---- Dataset section
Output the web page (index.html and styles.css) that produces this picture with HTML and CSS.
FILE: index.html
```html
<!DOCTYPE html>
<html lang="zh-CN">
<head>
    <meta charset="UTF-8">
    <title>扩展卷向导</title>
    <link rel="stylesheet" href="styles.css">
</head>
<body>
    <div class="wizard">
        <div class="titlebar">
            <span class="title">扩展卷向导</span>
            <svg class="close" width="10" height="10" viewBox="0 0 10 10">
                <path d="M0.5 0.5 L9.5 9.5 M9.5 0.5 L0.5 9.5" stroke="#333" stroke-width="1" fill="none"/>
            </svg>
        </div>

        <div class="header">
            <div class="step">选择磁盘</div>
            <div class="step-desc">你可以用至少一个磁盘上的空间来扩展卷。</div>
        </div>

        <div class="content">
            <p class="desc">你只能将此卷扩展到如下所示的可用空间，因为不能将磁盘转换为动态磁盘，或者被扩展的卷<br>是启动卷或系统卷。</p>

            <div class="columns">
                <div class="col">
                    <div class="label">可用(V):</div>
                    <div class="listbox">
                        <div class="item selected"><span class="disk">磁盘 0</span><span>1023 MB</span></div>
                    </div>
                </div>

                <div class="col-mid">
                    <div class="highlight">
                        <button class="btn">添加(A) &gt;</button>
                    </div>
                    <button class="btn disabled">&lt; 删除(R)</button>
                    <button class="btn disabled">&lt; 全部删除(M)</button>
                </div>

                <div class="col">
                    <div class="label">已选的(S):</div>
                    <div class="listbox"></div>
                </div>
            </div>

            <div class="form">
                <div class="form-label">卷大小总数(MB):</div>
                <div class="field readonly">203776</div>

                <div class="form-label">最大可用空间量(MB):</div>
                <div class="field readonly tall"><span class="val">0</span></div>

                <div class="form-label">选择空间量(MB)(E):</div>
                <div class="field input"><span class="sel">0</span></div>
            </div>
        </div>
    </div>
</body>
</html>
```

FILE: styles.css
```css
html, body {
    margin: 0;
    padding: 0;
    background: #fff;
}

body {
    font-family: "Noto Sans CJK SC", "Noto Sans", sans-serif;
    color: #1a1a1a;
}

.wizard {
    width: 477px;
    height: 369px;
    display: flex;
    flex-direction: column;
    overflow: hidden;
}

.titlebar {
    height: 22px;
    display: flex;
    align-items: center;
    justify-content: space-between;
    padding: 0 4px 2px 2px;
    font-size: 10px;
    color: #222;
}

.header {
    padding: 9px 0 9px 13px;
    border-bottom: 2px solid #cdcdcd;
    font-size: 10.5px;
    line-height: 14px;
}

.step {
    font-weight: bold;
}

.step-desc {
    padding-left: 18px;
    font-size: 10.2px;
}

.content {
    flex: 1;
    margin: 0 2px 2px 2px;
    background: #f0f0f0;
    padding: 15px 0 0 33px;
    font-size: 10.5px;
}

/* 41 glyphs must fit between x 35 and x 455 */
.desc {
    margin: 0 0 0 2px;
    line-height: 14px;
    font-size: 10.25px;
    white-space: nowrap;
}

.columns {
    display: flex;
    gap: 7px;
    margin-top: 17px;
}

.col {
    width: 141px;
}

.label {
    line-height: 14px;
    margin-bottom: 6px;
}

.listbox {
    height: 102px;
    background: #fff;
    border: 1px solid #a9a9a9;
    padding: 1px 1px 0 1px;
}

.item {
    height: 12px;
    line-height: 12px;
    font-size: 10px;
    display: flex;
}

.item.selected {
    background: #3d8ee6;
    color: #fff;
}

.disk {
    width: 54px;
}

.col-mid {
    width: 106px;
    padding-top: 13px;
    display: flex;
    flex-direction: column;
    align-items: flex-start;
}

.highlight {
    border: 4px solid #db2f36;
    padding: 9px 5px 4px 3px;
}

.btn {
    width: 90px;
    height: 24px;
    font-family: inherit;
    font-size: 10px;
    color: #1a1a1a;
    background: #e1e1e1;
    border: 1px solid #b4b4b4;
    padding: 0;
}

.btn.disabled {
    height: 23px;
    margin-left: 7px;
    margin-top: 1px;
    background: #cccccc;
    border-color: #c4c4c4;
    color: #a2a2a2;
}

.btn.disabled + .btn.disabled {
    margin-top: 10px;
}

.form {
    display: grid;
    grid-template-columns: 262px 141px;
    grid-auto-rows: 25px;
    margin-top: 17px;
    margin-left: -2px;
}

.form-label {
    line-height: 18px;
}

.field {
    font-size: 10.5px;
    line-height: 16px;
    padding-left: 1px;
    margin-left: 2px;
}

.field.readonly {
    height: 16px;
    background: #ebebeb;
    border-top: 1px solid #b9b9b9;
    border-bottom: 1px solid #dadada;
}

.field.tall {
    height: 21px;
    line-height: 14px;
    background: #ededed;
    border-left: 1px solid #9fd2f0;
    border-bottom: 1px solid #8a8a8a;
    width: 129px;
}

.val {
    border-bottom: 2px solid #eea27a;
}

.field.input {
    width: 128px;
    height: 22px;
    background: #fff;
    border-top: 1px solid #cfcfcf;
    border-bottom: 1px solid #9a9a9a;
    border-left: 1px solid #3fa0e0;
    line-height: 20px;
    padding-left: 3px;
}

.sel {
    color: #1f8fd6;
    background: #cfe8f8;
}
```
--------
**What you should do**
Faithfully transcribe the whole of the data.

**Response to this exercise**
Output the web page (index.html and styles.css) that produces this picture with HTML and CSS.
FILE: index.html
```html
<!DOCTYPE html>
<html lang="zh-CN">
<head>
    <meta charset="UTF-8">
    <title>扩展卷向导</title>
    <link rel="stylesheet" href="styles.css">
</head>
<body>
    <div class="wizard">
        <div class="titlebar">
            <span class="title">扩展卷向导</span>
            <svg class="close" width="10" height="10" viewBox="0 0 10 10">
                <path d="M0.5 0.5 L9.5 9.5 M9.5 0.5 L0.5 9.5" stroke="#333" stroke-width="1" fill="none"/>
            </svg>
        </div>

        <div class="header">
            <div class="step">选择磁盘</div>
            <div class="step-desc">你可以用至少一个磁盘上的空间来扩展卷。</div>
        </div>

        <div class="content">
            <p class="desc">你只能将此卷扩展到如下所示的可用空间，因为不能将磁盘转换为动态磁盘，或者被扩展的卷<br>是启动卷或系统卷。</p>

            <div class="columns">
                <div class="col">
                    <div class="label">可用(V):</div>
                    <div class="listbox">
                        <div class="item selected"><span class="disk">磁盘 0</span><span>1023 MB</span></div>
                    </div>
                </div>

                <div class="col-mid">
                    <div class="highlight">
                        <button class="btn">添加(A) &gt;</button>
                    </div>
                    <button class="btn disabled">&lt; 删除(R)</button>
                    <button class="btn disabled">&lt; 全部删除(M)</button>
                </div>

                <div class="col">
                    <div class="label">已选的(S):</div>
                    <div class="listbox"></div>
                </div>
            </div>

            <div class="form">
                <div class="form-label">卷大小总数(MB):</div>
                <div class="field readonly">203776</div>

                <div class="form-label">最大可用空间量(MB):</div>
                <div class="field readonly tall"><span class="val">0</span></div>

                <div class="form-label">选择空间量(MB)(E):</div>
                <div class="field input"><span class="sel">0</span></div>
            </div>
        </div>
    </div>
</body>
</html>
```

FILE: styles.css
```css
html, body {
    margin: 0;
    padding: 0;
    background: #fff;
}

body {
    font-family: "Noto Sans CJK SC", "Noto Sans", sans-serif;
    color: #1a1a1a;
}

.wizard {
    width: 477px;
    height: 369px;
    display: flex;
    flex-direction: column;
    overflow: hidden;
}

.titlebar {
    height: 22px;
    display: flex;
    align-items: center;
    justify-content: space-between;
    padding: 0 4px 2px 2px;
    font-size: 10px;
    color: #222;
}

.header {
    padding: 9px 0 9px 13px;
    border-bottom: 2px solid #cdcdcd;
    font-size: 10.5px;
    line-height: 14px;
}

.step {
    font-weight: bold;
}

.step-desc {
    padding-left: 18px;
    font-size: 10.2px;
}

.content {
    flex: 1;
    margin: 0 2px 2px 2px;
    background: #f0f0f0;
    padding: 15px 0 0 33px;
    font-size: 10.5px;
}

/* 41 glyphs must fit between x 35 and x 455 */
.desc {
    margin: 0 0 0 2px;
    line-height: 14px;
    font-size: 10.25px;
    white-space: nowrap;
}

.columns {
    display: flex;
    gap: 7px;
    margin-top: 17px;
}

.col {
    width: 141px;
}

.label {
    line-height: 14px;
    margin-bottom: 6px;
}

.listbox {
    height: 102px;
    background: #fff;
    border: 1px solid #a9a9a9;
    padding: 1px 1px 0 1px;
}

.item {
    height: 12px;
    line-height: 12px;
    font-size: 10px;
    display: flex;
}

.item.selected {
    background: #3d8ee6;
    color: #fff;
}

.disk {
    width: 54px;
}

.col-mid {
    width: 106px;
    padding-top: 13px;
    display: flex;
    flex-direction: column;
    align-items: flex-start;
}

.highlight {
    border: 4px solid #db2f36;
    padding: 9px 5px 4px 3px;
}

.btn {
    width: 90px;
    height: 24px;
    font-family: inherit;
    font-size: 10px;
    color: #1a1a1a;
    background: #e1e1e1;
    border: 1px solid #b4b4b4;
    padding: 0;
}

.btn.disabled {
    height: 23px;
    margin-left: 7px;
    margin-top: 1px;
    background: #cccccc;
    border-color: #c4c4c4;
    color: #a2a2a2;
}

.btn.disabled + .btn.disabled {
    margin-top: 10px;
}

.form {
    display: grid;
    grid-template-columns: 262px 141px;
    grid-auto-rows: 25px;
    margin-top: 17px;
    margin-left: -2px;
}

.form-label {
    line-height: 18px;
}

.field {
    font-size: 10.5px;
    line-height: 16px;
    padding-left: 1px;
    margin-left: 2px;
}

.field.readonly {
    height: 16px;
    background: #ebebeb;
    border-top: 1px solid #b9b9b9;
    border-bottom: 1px solid #dadada;
}

.field.tall {
    height: 21px;
    line-height: 14px;
    background: #ededed;
    border-left: 1px solid #9fd2f0;
    border-bottom: 1px solid #8a8a8a;
    width: 129px;
}

.val {
    border-bottom: 2px solid #eea27a;
}

.field.input {
    width: 128px;
    height: 22px;
    background: #fff;
    border-top: 1px solid #cfcfcf;
    border-bottom: 1px solid #9a9a9a;
    border-left: 1px solid #3fa0e0;
    line-height: 20px;
    padding-left: 3px;
}

.sel {
    color: #1f8fd6;
    background: #cfe8f8;
}
```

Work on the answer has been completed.